Given information:
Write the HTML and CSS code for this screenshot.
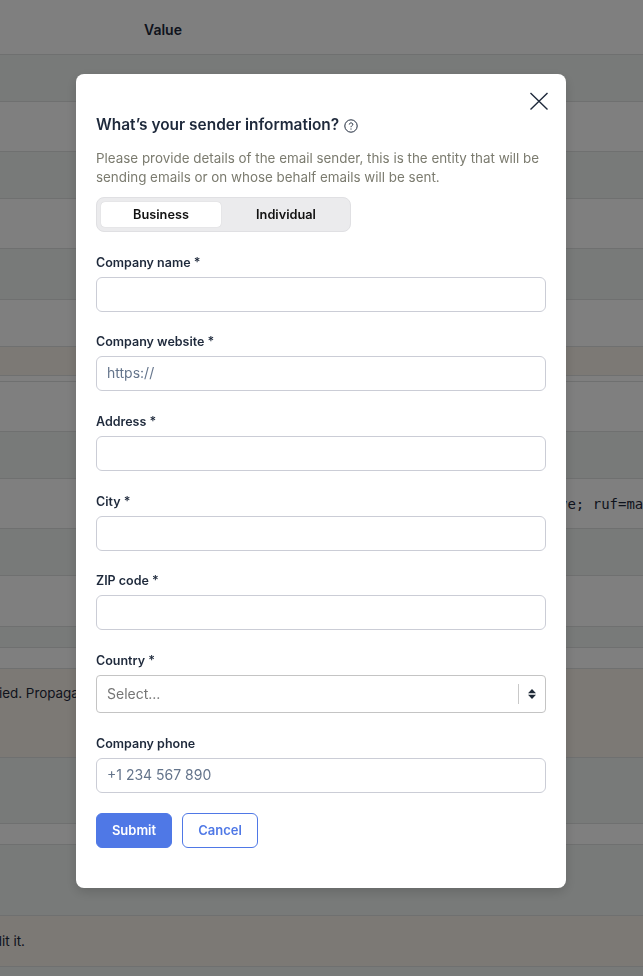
FILE: index.html
```html
<!DOCTYPE html>
<html lang="en">
<head>
  <meta charset="UTF-8"/>
  <meta name="viewport" content="width=device-width, initial-scale=1.0"/>
  <title>Sender information</title>
  <link rel="stylesheet" href="styles.css">
</head>
<body>
  <!-- records table behind the modal -->
  <div class="table">
    <div class="row h-head"><span class="head-cell">Value</span></div>
    <div class="row h-47 even"></div>
    <div class="row h-50"></div>
    <div class="row h-47 even"></div>
    <div class="row h-50"></div>
    <div class="row h-51 even"></div>
    <div class="row h-47"></div>
    <div class="row h-29 warn"></div>
    <div class="row h-6"></div>
    <div class="row h-50"></div>
    <div class="row h-47 even"></div>
    <div class="row h-50"><code class="mono-cell">v=DMARC1; p=none; pct=100; fo=1; rua=mailto:archive; ruf=mailto:postmaster</code></div>
    <div class="row h-47 even"></div>
    <div class="row h-51"></div>
    <div class="row h-21 even"></div>
    <div class="row h-21"></div>
    <div class="row h-89 warn top"><span class="note-cell prop-note">ied. Propagation</span></div>
    <div class="row h-66 even"></div>
    <div class="row h-21"></div>
    <div class="row h-71 even"></div>
    <div class="row h-51 warn"><span class="note-cell edit-note">edit it.</span></div>
    <div class="row h-10 even"></div>
  </div>

  <div class="overlay">
    <div class="modal">
      <button type="button" class="close" aria-label="Close">
        <svg width="20" height="20" viewBox="0 0 20 20" fill="none" stroke="#1e293b" stroke-width="1.4">
          <path d="M1.5 2 L18.5 18.5 M18.5 2 L1.5 18.5"/>
        </svg>
      </button>

      <h2 class="title">What’s your sender information?
        <svg class="help" width="14" height="14" viewBox="0 0 14 14" fill="none" stroke="#1e293b" stroke-width="1">
          <circle cx="7" cy="7" r="6.2"/>
          <path d="M5.3 5.5 C5.3 3.4 8.8 3.4 8.8 5.4 C8.8 6.6 7 6.7 7 8.2"/>
          <path d="M7 9.5 V10.6"/>
        </svg>
      </h2>
      <p class="intro">Please provide details of the email sender, this is the entity that will be sending emails or on whose behalf emails will be sent.</p>

      <div class="switch">
        <button type="button" class="switch-btn active">Business</button>
        <button type="button" class="switch-btn">Individual</button>
      </div>

      <div class="field">
        <label for="company">Company name *</label>
        <input type="text" id="company"/>
      </div>
      <div class="field">
        <label for="website">Company website *</label>
        <input type="text" id="website" placeholder="https://"/>
      </div>
      <div class="field">
        <label for="address">Address *</label>
        <input type="text" id="address"/>
      </div>
      <div class="field">
        <label for="city">City *</label>
        <input type="text" id="city"/>
      </div>
      <div class="field">
        <label for="zip">ZIP code *</label>
        <input type="text" id="zip"/>
      </div>
      <div class="field field-select">
        <label>Country *</label>
        <div class="select">
          <span class="select-value">Select...</span>
          <span class="select-sep"></span>
          <svg width="8" height="10" viewBox="0 0 8 10" fill="#1f2937">
            <path d="M4 0 L8 4.2 H0 Z"/>
            <path d="M4 10 L8 5.8 H0 Z"/>
          </svg>
        </div>
      </div>
      <div class="field field-last">
        <label for="phone">Company phone</label>
        <input type="text" id="phone" placeholder="+1 234 567 890"/>
      </div>

      <div class="actions">
        <button type="button" class="btn btn-primary">Submit</button>
        <button type="button" class="btn btn-outline">Cancel</button>
      </div>
    </div>
  </div>
</body>
</html>
```

FILE: styles.css
```css
* {
  box-sizing: border-box;
}

html, body {
  height: 100%;
}

body {
  margin: 0;
  font-family: Inter, 'Noto Sans', sans-serif;
  font-size: 14px;
  color: #1e293b;
  background: #fff;
  overflow: hidden;
}

/* Table behind the modal */
.row {
  display: flex;
  align-items: center;
  white-space: nowrap;
  overflow: hidden;
  border-bottom: 1px solid #dfe1e1;
}

.row.even {
  background: #f0f4f2;
}

.row.warn {
  background: #f8f2ea;
}

.row.top {
  align-items: flex-start;
  padding-top: 16px;
}

.h-head { height: 55px; }
.h-6 { height: 6px; }
.h-10 { height: 10px; }
.h-21 { height: 21px; }
.h-29 { height: 29px; }
.h-47 { height: 47px; }
.h-50 { height: 50px; }
.h-51 { height: 51px; }
.h-66 { height: 66px; }
.h-71 { height: 71px; }
.h-89 { height: 89px; }

.head-cell {
  margin-left: 144px;
  margin-top: 4px;
  font-weight: 600;
}

.mono-cell {
  margin-left: 146px;
  font-family: 'DejaVu Sans Mono', monospace;
  font-size: 14px;
}

.note-cell {
  font-size: 13.4px;
}

.prop-note {
  margin-left: -1px;
}

.edit-note {
  margin-left: -14px;
}

/* Modal */
.overlay {
  position: fixed;
  top: 0;
  left: 0;
  width: 100%;
  height: 100%;
  padding: 74px 0 0 76px;
  background: rgba(0, 0, 0, 0.5);
}

.modal {
  position: relative;
  width: 490px;
  height: 814px;
  padding: 41px 20px 0;
  background: #fff;
  border-radius: 8px;
  box-shadow: 0 4px 12px rgba(0, 0, 0, 0.15);
}

.close {
  position: absolute;
  top: 17px;
  right: 17px;
  padding: 0;
  display: flex;
  border: none;
  background: transparent;
  cursor: pointer;
}

.title {
  display: flex;
  align-items: center;
  gap: 5px;
  margin: 0 0 14px;
  font-size: 15.45px;
  line-height: 20px;
  font-weight: 600;
  color: #1e293b;
}

.help {
  margin-top: 1px;
}

.intro {
  margin: 0 0 10px;
  font-size: 13.4px;
  line-height: 19px;
  color: #7b7b6f;
}

.switch {
  display: flex;
  gap: 5px;
  width: 255px;
  height: 35px;
  padding: 4px;
  margin-bottom: 20.6px;
  background: #ebebed;
  border: 1px solid #e0e0e3;
  border-radius: 8px;
}

.switch-btn {
  flex: 1;
  padding: 0;
  font-family: inherit;
  font-size: 12.75px;
  font-weight: 600;
  color: #111;
  background: transparent;
  border: none;
  border-radius: 4px;
  cursor: pointer;
}

.switch-btn.active {
  background: #fff;
  box-shadow: 0 0 1px rgba(0, 0, 0, 0.2);
}

.field {
  margin-bottom: 20.7px;
}

.field label {
  display: block;
  margin-bottom: 5px;
  font-size: 12.5px;
  line-height: 19px;
  font-weight: 600;
  color: #1e293b;
}

.field input {
  display: block;
  width: 100%;
  height: 35px;
  padding: 0 10px 2px;
  font-family: inherit;
  font-size: 14px;
  color: #1e293b;
  background: #fff;
  border: 1px solid #cbcdd6;
  border-radius: 6px;
  outline: none;
}

.field input::placeholder {
  color: #64748b;
  opacity: 1;
}

.field-select {
  margin-bottom: 21px;
}

.field-last {
  margin-bottom: 20px;
}

.select {
  display: flex;
  align-items: center;
  height: 38px;
  padding: 0 9px 0 10px;
  border: 1px solid #c4c4c4;
  border-radius: 4px;
}

.select-value {
  flex: 1;
  margin-top: -2px;
  color: #757575;
}

.select-sep {
  width: 1px;
  height: 20px;
  margin-right: 9px;
  background: #c9c9c9;
}

.actions {
  display: flex;
  gap: 10px;
}

.btn {
  height: 35px;
  padding: 0 0 2px;
  font-family: inherit;
  font-size: 13px;
  font-weight: 600;
  border-radius: 6px;
  cursor: pointer;
}

.btn-primary {
  width: 76px;
  color: #fff;
  background: #4f78e6;
  border: 1px solid #4f78e6;
}

.btn-outline {
  width: 76px;
  color: #4f78e6;
  background: #fff;
  border: 1px solid #4f78e6;
}
```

Do this: Quote the data above in full and without alteration; skip the pictures.

Written reply:
Write the HTML and CSS code for this screenshot.
FILE: index.html
```html
<!DOCTYPE html>
<html lang="en">
<head>
  <meta charset="UTF-8"/>
  <meta name="viewport" content="width=device-width, initial-scale=1.0"/>
  <title>Sender information</title>
  <link rel="stylesheet" href="styles.css">
</head>
<body>
  <!-- records table behind the modal -->
  <div class="table">
    <div class="row h-head"><span class="head-cell">Value</span></div>
    <div class="row h-47 even"></div>
    <div class="row h-50"></div>
    <div class="row h-47 even"></div>
    <div class="row h-50"></div>
    <div class="row h-51 even"></div>
    <div class="row h-47"></div>
    <div class="row h-29 warn"></div>
    <div class="row h-6"></div>
    <div class="row h-50"></div>
    <div class="row h-47 even"></div>
    <div class="row h-50"><code class="mono-cell">v=DMARC1; p=none; pct=100; fo=1; rua=mailto:archive; ruf=mailto:postmaster</code></div>
    <div class="row h-47 even"></div>
    <div class="row h-51"></div>
    <div class="row h-21 even"></div>
    <div class="row h-21"></div>
    <div class="row h-89 warn top"><span class="note-cell prop-note">ied. Propagation</span></div>
    <div class="row h-66 even"></div>
    <div class="row h-21"></div>
    <div class="row h-71 even"></div>
    <div class="row h-51 warn"><span class="note-cell edit-note">edit it.</span></div>
    <div class="row h-10 even"></div>
  </div>

  <div class="overlay">
    <div class="modal">
      <button type="button" class="close" aria-label="Close">
        <svg width="20" height="20" viewBox="0 0 20 20" fill="none" stroke="#1e293b" stroke-width="1.4">
          <path d="M1.5 2 L18.5 18.5 M18.5 2 L1.5 18.5"/>
        </svg>
      </button>

      <h2 class="title">What’s your sender information?
        <svg class="help" width="14" height="14" viewBox="0 0 14 14" fill="none" stroke="#1e293b" stroke-width="1">
          <circle cx="7" cy="7" r="6.2"/>
          <path d="M5.3 5.5 C5.3 3.4 8.8 3.4 8.8 5.4 C8.8 6.6 7 6.7 7 8.2"/>
          <path d="M7 9.5 V10.6"/>
        </svg>
      </h2>
      <p class="intro">Please provide details of the email sender, this is the entity that will be sending emails or on whose behalf emails will be sent.</p>

      <div class="switch">
        <button type="button" class="switch-btn active">Business</button>
        <button type="button" class="switch-btn">Individual</button>
      </div>

      <div class="field">
        <label for="company">Company name *</label>
        <input type="text" id="company"/>
      </div>
      <div class="field">
        <label for="website">Company website *</label>
        <input type="text" id="website" placeholder="https://"/>
      </div>
      <div class="field">
        <label for="address">Address *</label>
        <input type="text" id="address"/>
      </div>
      <div class="field">
        <label for="city">City *</label>
        <input type="text" id="city"/>
      </div>
      <div class="field">
        <label for="zip">ZIP code *</label>
        <input type="text" id="zip"/>
      </div>
      <div class="field field-select">
        <label>Country *</label>
        <div class="select">
          <span class="select-value">Select...</span>
          <span class="select-sep"></span>
          <svg width="8" height="10" viewBox="0 0 8 10" fill="#1f2937">
            <path d="M4 0 L8 4.2 H0 Z"/>
            <path d="M4 10 L8 5.8 H0 Z"/>
          </svg>
        </div>
      </div>
      <div class="field field-last">
        <label for="phone">Company phone</label>
        <input type="text" id="phone" placeholder="+1 234 567 890"/>
      </div>

      <div class="actions">
        <button type="button" class="btn btn-primary">Submit</button>
        <button type="button" class="btn btn-outline">Cancel</button>
      </div>
    </div>
  </div>
</body>
</html>
```

FILE: styles.css
```css
* {
  box-sizing: border-box;
}

html, body {
  height: 100%;
}

body {
  margin: 0;
  font-family: Inter, 'Noto Sans', sans-serif;
  font-size: 14px;
  color: #1e293b;
  background: #fff;
  overflow: hidden;
}

/* Table behind the modal */
.row {
  display: flex;
  align-items: center;
  white-space: nowrap;
  overflow: hidden;
  border-bottom: 1px solid #dfe1e1;
}

.row.even {
  background: #f0f4f2;
}

.row.warn {
  background: #f8f2ea;
}

.row.top {
  align-items: flex-start;
  padding-top: 16px;
}

.h-head { height: 55px; }
.h-6 { height: 6px; }
.h-10 { height: 10px; }
.h-21 { height: 21px; }
.h-29 { height: 29px; }
.h-47 { height: 47px; }
.h-50 { height: 50px; }
.h-51 { height: 51px; }
.h-66 { height: 66px; }
.h-71 { height: 71px; }
.h-89 { height: 89px; }

.head-cell {
  margin-left: 144px;
  margin-top: 4px;
  font-weight: 600;
}

.mono-cell {
  margin-left: 146px;
  font-family: 'DejaVu Sans Mono', monospace;
  font-size: 14px;
}

.note-cell {
  font-size: 13.4px;
}

.prop-note {
  margin-left: -1px;
}

.edit-note {
  margin-left: -14px;
}

/* Modal */
.overlay {
  position: fixed;
  top: 0;
  left: 0;
  width: 100%;
  height: 100%;
  padding: 74px 0 0 76px;
  background: rgba(0, 0, 0, 0.5);
}

.modal {
  position: relative;
  width: 490px;
  height: 814px;
  padding: 41px 20px 0;
  background: #fff;
  border-radius: 8px;
  box-shadow: 0 4px 12px rgba(0, 0, 0, 0.15);
}

.close {
  position: absolute;
  top: 17px;
  right: 17px;
  padding: 0;
  display: flex;
  border: none;
  background: transparent;
  cursor: pointer;
}

.title {
  display: flex;
  align-items: center;
  gap: 5px;
  margin: 0 0 14px;
  font-size: 15.45px;
  line-height: 20px;
  font-weight: 600;
  color: #1e293b;
}

.help {
  margin-top: 1px;
}

.intro {
  margin: 0 0 10px;
  font-size: 13.4px;
  line-height: 19px;
  color: #7b7b6f;
}

.switch {
  display: flex;
  gap: 5px;
  width: 255px;
  height: 35px;
  padding: 4px;
  margin-bottom: 20.6px;
  background: #ebebed;
  border: 1px solid #e0e0e3;
  border-radius: 8px;
}

.switch-btn {
  flex: 1;
  padding: 0;
  font-family: inherit;
  font-size: 12.75px;
  font-weight: 600;
  color: #111;
  background: transparent;
  border: none;
  border-radius: 4px;
  cursor: pointer;
}

.switch-btn.active {
  background: #fff;
  box-shadow: 0 0 1px rgba(0, 0, 0, 0.2);
}

.field {
  margin-bottom: 20.7px;
}

.field label {
  display: block;
  margin-bottom: 5px;
  font-size: 12.5px;
  line-height: 19px;
  font-weight: 600;
  color: #1e293b;
}

.field input {
  display: block;
  width: 100%;
  height: 35px;
  padding: 0 10px 2px;
  font-family: inherit;
  font-size: 14px;
  color: #1e293b;
  background: #fff;
  border: 1px solid #cbcdd6;
  border-radius: 6px;
  outline: none;
}

.field input::placeholder {
  color: #64748b;
  opacity: 1;
}

.field-select {
  margin-bottom: 21px;
}

.field-last {
  margin-bottom: 20px;
}

.select {
  display: flex;
  align-items: center;
  height: 38px;
  padding: 0 9px 0 10px;
  border: 1px solid #c4c4c4;
  border-radius: 4px;
}

.select-value {
  flex: 1;
  margin-top: -2px;
  color: #757575;
}

.select-sep {
  width: 1px;
  height: 20px;
  margin-right: 9px;
  background: #c9c9c9;
}

.actions {
  display: flex;
  gap: 10px;
}

.btn {
  height: 35px;
  padding: 0 0 2px;
  font-family: inherit;
  font-size: 13px;
  font-weight: 600;
  border-radius: 6px;
  cursor: pointer;
}

.btn-primary {
  width: 76px;
  color: #fff;
  background: #4f78e6;
  border: 1px solid #4f78e6;
}

.btn-outline {
  width: 76px;
  color: #4f78e6;
  background: #fff;
  border: 1px solid #4f78e6;
}
```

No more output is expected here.